> **WHAT TO PRODUCE**
Strip the pictures and reproduce the rest of the listing exactly.
-- START THE RECORDS --
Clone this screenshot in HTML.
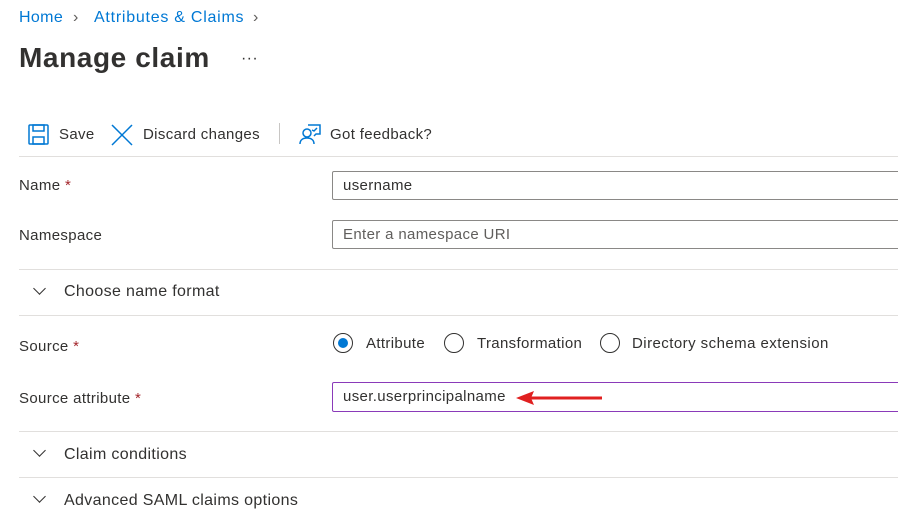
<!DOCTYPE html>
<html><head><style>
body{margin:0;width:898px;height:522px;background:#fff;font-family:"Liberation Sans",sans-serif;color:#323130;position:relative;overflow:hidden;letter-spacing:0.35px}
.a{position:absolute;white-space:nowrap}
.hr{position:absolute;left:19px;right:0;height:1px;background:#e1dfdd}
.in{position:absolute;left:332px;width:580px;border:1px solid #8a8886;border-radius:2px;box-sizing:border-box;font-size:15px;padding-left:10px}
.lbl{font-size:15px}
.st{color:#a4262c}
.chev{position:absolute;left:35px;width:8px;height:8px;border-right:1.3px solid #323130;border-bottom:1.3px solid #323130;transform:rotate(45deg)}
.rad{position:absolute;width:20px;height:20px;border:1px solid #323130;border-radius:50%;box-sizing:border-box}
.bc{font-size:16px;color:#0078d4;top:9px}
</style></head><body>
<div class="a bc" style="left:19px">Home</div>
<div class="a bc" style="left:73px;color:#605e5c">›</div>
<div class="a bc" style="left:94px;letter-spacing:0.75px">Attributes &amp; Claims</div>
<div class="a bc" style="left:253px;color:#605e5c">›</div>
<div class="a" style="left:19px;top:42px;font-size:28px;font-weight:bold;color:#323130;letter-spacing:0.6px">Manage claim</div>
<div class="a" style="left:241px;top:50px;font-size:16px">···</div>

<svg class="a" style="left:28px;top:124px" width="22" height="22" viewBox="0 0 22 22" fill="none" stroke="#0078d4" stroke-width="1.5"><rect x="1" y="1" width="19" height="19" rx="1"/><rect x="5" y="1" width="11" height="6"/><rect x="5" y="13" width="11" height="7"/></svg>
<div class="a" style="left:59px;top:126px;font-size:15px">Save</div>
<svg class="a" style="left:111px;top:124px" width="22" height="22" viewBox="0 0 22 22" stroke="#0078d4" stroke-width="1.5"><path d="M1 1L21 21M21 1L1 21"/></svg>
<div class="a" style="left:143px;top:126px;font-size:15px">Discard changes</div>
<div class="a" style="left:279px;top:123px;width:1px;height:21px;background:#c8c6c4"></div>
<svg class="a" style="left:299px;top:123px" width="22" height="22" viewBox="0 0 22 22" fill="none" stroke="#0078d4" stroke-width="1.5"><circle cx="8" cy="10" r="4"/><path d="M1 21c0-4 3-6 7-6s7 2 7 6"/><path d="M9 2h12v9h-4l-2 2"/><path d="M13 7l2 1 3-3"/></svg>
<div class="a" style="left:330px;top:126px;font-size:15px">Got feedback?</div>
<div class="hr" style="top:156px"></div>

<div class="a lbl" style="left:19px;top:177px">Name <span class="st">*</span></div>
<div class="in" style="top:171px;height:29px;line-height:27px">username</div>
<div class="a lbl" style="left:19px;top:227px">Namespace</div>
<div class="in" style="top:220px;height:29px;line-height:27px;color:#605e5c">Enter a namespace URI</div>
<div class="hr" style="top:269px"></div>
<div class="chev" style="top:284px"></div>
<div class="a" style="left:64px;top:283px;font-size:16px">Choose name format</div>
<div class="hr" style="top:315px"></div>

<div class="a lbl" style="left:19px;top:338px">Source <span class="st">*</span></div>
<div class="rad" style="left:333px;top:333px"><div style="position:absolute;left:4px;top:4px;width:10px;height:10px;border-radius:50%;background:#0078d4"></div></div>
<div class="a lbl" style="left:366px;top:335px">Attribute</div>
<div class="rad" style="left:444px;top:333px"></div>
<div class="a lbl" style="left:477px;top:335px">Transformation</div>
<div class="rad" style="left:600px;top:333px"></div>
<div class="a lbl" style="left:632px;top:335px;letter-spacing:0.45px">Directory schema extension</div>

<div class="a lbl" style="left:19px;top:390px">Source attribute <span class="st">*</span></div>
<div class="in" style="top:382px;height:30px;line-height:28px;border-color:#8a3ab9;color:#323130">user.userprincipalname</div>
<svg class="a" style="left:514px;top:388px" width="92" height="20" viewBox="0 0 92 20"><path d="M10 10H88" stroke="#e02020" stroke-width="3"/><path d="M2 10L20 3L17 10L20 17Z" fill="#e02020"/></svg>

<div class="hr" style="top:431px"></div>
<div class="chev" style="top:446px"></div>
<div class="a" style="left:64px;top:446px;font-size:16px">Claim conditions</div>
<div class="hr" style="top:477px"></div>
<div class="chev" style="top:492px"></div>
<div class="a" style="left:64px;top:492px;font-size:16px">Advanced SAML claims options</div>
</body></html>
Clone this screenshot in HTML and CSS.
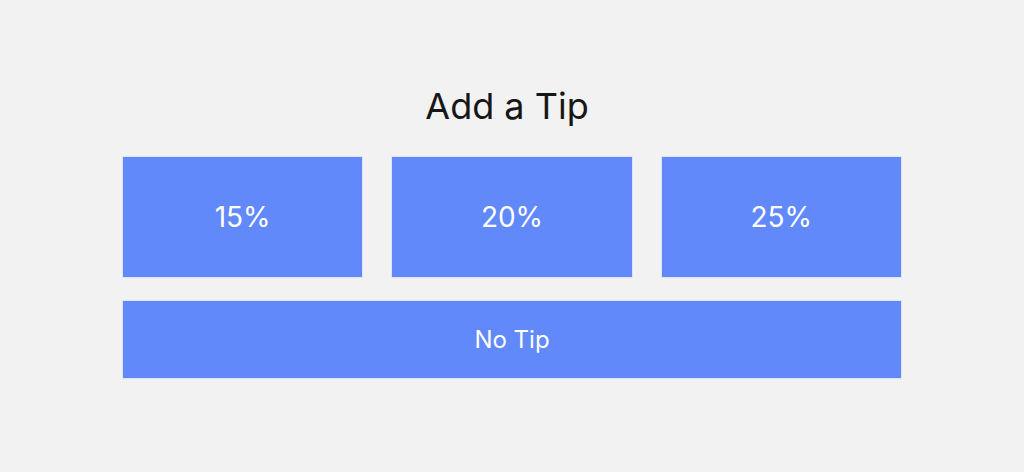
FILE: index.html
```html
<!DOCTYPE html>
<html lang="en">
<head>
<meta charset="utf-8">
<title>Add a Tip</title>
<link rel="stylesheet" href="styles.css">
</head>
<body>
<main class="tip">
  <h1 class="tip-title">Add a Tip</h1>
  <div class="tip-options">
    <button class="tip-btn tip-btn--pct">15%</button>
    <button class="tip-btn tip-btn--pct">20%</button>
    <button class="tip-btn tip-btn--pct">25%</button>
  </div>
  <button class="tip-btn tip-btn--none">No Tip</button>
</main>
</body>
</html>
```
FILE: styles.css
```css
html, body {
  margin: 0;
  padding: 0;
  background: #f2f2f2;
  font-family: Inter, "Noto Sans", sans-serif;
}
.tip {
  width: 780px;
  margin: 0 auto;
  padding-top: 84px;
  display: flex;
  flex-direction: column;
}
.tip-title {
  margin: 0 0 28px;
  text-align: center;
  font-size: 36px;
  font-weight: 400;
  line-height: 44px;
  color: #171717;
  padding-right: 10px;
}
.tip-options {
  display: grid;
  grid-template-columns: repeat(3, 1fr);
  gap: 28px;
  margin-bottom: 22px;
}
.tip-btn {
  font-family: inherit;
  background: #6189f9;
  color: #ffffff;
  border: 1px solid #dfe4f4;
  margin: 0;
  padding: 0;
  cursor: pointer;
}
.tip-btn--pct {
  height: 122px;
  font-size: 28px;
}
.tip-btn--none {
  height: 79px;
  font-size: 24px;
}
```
-- END THE RECORDS --
> **EXPECTED OUTPUT**
Clone this screenshot in HTML.
<!DOCTYPE html>
<html><head><style>
body{margin:0;width:898px;height:522px;background:#fff;font-family:"Liberation Sans",sans-serif;color:#323130;position:relative;overflow:hidden;letter-spacing:0.35px}
.a{position:absolute;white-space:nowrap}
.hr{position:absolute;left:19px;right:0;height:1px;background:#e1dfdd}
.in{position:absolute;left:332px;width:580px;border:1px solid #8a8886;border-radius:2px;box-sizing:border-box;font-size:15px;padding-left:10px}
.lbl{font-size:15px}
.st{color:#a4262c}
.chev{position:absolute;left:35px;width:8px;height:8px;border-right:1.3px solid #323130;border-bottom:1.3px solid #323130;transform:rotate(45deg)}
.rad{position:absolute;width:20px;height:20px;border:1px solid #323130;border-radius:50%;box-sizing:border-box}
.bc{font-size:16px;color:#0078d4;top:9px}
</style></head><body>
<div class="a bc" style="left:19px">Home</div>
<div class="a bc" style="left:73px;color:#605e5c">›</div>
<div class="a bc" style="left:94px;letter-spacing:0.75px">Attributes &amp; Claims</div>
<div class="a bc" style="left:253px;color:#605e5c">›</div>
<div class="a" style="left:19px;top:42px;font-size:28px;font-weight:bold;color:#323130;letter-spacing:0.6px">Manage claim</div>
<div class="a" style="left:241px;top:50px;font-size:16px">···</div>

<svg class="a" style="left:28px;top:124px" width="22" height="22" viewBox="0 0 22 22" fill="none" stroke="#0078d4" stroke-width="1.5"><rect x="1" y="1" width="19" height="19" rx="1"/><rect x="5" y="1" width="11" height="6"/><rect x="5" y="13" width="11" height="7"/></svg>
<div class="a" style="left:59px;top:126px;font-size:15px">Save</div>
<svg class="a" style="left:111px;top:124px" width="22" height="22" viewBox="0 0 22 22" stroke="#0078d4" stroke-width="1.5"><path d="M1 1L21 21M21 1L1 21"/></svg>
<div class="a" style="left:143px;top:126px;font-size:15px">Discard changes</div>
<div class="a" style="left:279px;top:123px;width:1px;height:21px;background:#c8c6c4"></div>
<svg class="a" style="left:299px;top:123px" width="22" height="22" viewBox="0 0 22 22" fill="none" stroke="#0078d4" stroke-width="1.5"><circle cx="8" cy="10" r="4"/><path d="M1 21c0-4 3-6 7-6s7 2 7 6"/><path d="M9 2h12v9h-4l-2 2"/><path d="M13 7l2 1 3-3"/></svg>
<div class="a" style="left:330px;top:126px;font-size:15px">Got feedback?</div>
<div class="hr" style="top:156px"></div>

<div class="a lbl" style="left:19px;top:177px">Name <span class="st">*</span></div>
<div class="in" style="top:171px;height:29px;line-height:27px">username</div>
<div class="a lbl" style="left:19px;top:227px">Namespace</div>
<div class="in" style="top:220px;height:29px;line-height:27px;color:#605e5c">Enter a namespace URI</div>
<div class="hr" style="top:269px"></div>
<div class="chev" style="top:284px"></div>
<div class="a" style="left:64px;top:283px;font-size:16px">Choose name format</div>
<div class="hr" style="top:315px"></div>

<div class="a lbl" style="left:19px;top:338px">Source <span class="st">*</span></div>
<div class="rad" style="left:333px;top:333px"><div style="position:absolute;left:4px;top:4px;width:10px;height:10px;border-radius:50%;background:#0078d4"></div></div>
<div class="a lbl" style="left:366px;top:335px">Attribute</div>
<div class="rad" style="left:444px;top:333px"></div>
<div class="a lbl" style="left:477px;top:335px">Transformation</div>
<div class="rad" style="left:600px;top:333px"></div>
<div class="a lbl" style="left:632px;top:335px;letter-spacing:0.45px">Directory schema extension</div>

<div class="a lbl" style="left:19px;top:390px">Source attribute <span class="st">*</span></div>
<div class="in" style="top:382px;height:30px;line-height:28px;border-color:#8a3ab9;color:#323130">user.userprincipalname</div>
<svg class="a" style="left:514px;top:388px" width="92" height="20" viewBox="0 0 92 20"><path d="M10 10H88" stroke="#e02020" stroke-width="3"/><path d="M2 10L20 3L17 10L20 17Z" fill="#e02020"/></svg>

<div class="hr" style="top:431px"></div>
<div class="chev" style="top:446px"></div>
<div class="a" style="left:64px;top:446px;font-size:16px">Claim conditions</div>
<div class="hr" style="top:477px"></div>
<div class="chev" style="top:492px"></div>
<div class="a" style="left:64px;top:492px;font-size:16px">Advanced SAML claims options</div>
</body></html>
Clone this screenshot in HTML and CSS.
FILE: index.html
```html
<!DOCTYPE html>
<html lang="en">
<head>
<meta charset="utf-8">
<title>Add a Tip</title>
<link rel="stylesheet" href="styles.css">
</head>
<body>
<main class="tip">
  <h1 class="tip-title">Add a Tip</h1>
  <div class="tip-options">
    <button class="tip-btn tip-btn--pct">15%</button>
    <button class="tip-btn tip-btn--pct">20%</button>
    <button class="tip-btn tip-btn--pct">25%</button>
  </div>
  <button class="tip-btn tip-btn--none">No Tip</button>
</main>
</body>
</html>
```
FILE: styles.css
```css
html, body {
  margin: 0;
  padding: 0;
  background: #f2f2f2;
  font-family: Inter, "Noto Sans", sans-serif;
}
.tip {
  width: 780px;
  margin: 0 auto;
  padding-top: 84px;
  display: flex;
  flex-direction: column;
}
.tip-title {
  margin: 0 0 28px;
  text-align: center;
  font-size: 36px;
  font-weight: 400;
  line-height: 44px;
  color: #171717;
  padding-right: 10px;
}
.tip-options {
  display: grid;
  grid-template-columns: repeat(3, 1fr);
  gap: 28px;
  margin-bottom: 22px;
}
.tip-btn {
  font-family: inherit;
  background: #6189f9;
  color: #ffffff;
  border: 1px solid #dfe4f4;
  margin: 0;
  padding: 0;
  cursor: pointer;
}
.tip-btn--pct {
  height: 122px;
  font-size: 28px;
}
.tip-btn--none {
  height: 79px;
  font-size: 24px;
}
```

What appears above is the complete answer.